**Aim:** State the number of lines that contain the word "this", and add nothing else.

**Records:**

________________________

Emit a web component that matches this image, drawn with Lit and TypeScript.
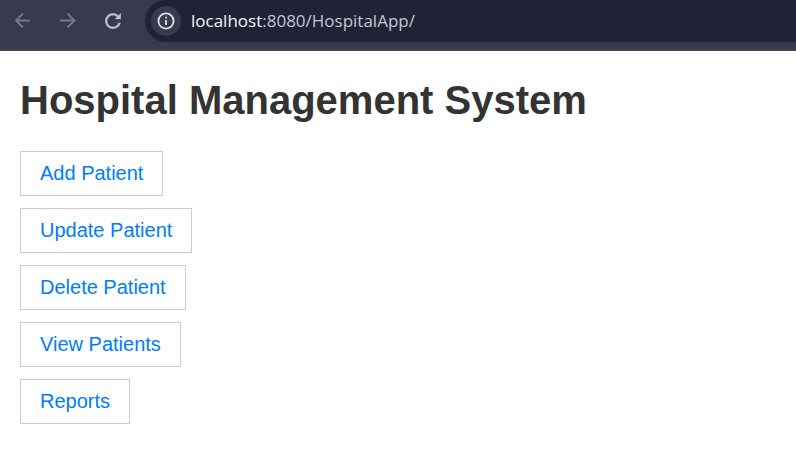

________________________

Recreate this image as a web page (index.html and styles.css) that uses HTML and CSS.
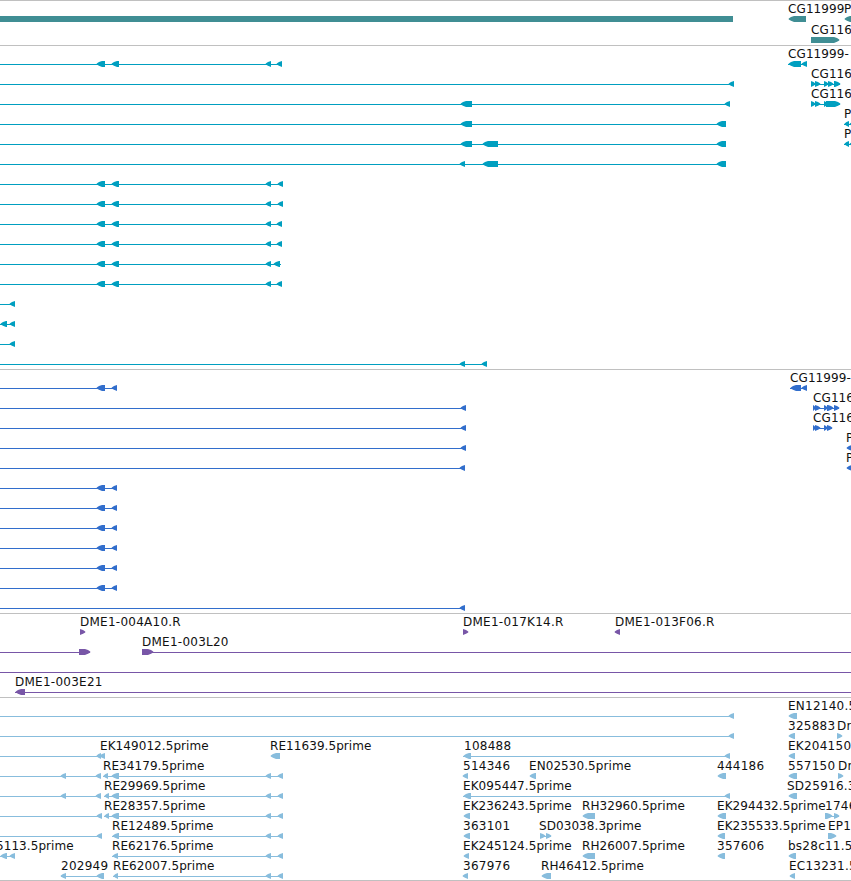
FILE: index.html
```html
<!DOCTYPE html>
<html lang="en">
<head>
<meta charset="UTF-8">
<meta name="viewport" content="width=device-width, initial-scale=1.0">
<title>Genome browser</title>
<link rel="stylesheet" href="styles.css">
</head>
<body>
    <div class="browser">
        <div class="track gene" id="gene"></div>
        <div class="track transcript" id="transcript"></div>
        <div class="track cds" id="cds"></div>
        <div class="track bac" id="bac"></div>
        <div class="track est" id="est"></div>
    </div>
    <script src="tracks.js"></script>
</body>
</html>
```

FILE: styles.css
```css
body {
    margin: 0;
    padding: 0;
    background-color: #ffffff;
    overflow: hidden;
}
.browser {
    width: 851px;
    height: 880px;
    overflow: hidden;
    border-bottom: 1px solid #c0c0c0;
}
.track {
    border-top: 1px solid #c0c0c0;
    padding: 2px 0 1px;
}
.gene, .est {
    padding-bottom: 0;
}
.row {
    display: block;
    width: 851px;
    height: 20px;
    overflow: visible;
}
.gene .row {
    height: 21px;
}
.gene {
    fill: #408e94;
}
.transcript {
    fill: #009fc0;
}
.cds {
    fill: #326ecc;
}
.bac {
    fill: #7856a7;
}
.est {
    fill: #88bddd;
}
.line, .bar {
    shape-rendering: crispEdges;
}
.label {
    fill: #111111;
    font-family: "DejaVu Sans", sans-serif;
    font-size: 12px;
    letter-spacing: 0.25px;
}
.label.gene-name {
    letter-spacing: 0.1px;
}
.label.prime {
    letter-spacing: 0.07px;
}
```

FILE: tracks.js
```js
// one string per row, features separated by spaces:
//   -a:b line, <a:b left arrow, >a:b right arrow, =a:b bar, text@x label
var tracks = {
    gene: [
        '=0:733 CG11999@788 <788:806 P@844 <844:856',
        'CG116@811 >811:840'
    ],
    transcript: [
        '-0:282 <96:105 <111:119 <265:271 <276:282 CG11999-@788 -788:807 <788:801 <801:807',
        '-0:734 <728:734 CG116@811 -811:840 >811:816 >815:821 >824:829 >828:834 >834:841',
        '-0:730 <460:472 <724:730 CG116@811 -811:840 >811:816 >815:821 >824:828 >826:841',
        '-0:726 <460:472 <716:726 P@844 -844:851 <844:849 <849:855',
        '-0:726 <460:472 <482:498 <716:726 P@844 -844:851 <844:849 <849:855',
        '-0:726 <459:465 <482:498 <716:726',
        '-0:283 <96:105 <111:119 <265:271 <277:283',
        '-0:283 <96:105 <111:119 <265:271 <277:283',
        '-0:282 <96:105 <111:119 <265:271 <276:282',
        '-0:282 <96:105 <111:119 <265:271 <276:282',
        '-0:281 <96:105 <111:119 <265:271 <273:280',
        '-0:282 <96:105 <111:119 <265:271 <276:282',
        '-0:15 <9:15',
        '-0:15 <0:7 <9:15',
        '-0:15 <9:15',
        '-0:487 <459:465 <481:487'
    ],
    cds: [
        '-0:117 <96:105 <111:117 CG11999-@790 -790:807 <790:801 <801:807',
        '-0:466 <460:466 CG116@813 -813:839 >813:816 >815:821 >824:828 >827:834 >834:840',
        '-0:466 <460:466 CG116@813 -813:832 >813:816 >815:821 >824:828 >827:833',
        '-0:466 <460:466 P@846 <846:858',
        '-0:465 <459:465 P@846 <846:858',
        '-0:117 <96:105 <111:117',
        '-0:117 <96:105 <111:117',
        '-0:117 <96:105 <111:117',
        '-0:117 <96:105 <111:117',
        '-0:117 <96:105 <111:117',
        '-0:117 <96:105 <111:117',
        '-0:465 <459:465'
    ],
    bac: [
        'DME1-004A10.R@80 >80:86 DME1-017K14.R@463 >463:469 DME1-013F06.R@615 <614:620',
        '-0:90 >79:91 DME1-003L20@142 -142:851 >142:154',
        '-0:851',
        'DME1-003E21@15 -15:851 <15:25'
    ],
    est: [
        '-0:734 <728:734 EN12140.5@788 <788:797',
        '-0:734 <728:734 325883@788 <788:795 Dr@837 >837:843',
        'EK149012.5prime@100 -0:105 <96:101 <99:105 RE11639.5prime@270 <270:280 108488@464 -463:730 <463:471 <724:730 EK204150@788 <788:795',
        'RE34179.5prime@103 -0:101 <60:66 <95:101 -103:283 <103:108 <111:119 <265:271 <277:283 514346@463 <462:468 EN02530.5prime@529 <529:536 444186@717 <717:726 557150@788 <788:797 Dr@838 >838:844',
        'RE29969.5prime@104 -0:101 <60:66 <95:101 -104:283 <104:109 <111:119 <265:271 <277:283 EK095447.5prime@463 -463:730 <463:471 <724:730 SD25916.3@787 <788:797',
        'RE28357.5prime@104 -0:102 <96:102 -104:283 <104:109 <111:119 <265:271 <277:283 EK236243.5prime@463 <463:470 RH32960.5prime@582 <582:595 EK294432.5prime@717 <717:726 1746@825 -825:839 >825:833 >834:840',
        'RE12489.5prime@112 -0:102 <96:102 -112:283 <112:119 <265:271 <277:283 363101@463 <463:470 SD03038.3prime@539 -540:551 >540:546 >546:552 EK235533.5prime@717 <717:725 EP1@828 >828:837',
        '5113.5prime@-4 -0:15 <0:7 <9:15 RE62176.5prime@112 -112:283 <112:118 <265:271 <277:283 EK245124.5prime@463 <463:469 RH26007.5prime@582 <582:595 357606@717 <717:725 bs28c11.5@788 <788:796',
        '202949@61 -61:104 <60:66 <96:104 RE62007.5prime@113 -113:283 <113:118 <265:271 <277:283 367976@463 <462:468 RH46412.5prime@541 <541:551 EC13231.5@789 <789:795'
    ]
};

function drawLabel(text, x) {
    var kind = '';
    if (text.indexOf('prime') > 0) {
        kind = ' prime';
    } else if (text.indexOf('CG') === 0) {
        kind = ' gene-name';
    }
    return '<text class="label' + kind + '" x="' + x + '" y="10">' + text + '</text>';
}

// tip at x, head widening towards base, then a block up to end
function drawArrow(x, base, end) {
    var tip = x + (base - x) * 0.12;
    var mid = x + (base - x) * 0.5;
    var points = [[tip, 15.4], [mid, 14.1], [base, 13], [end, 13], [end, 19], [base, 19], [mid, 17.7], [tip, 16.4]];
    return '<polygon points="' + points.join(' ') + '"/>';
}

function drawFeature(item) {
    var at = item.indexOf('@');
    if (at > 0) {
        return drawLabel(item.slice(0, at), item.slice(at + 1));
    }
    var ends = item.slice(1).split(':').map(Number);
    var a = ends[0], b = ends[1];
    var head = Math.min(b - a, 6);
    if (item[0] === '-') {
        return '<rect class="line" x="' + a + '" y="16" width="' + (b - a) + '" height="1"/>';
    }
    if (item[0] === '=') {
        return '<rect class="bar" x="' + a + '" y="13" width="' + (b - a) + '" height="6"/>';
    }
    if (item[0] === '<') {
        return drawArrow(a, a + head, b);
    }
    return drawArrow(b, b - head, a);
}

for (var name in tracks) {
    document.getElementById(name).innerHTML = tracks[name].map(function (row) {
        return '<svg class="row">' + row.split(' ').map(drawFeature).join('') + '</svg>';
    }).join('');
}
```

________________________

**Exercise solution:** 2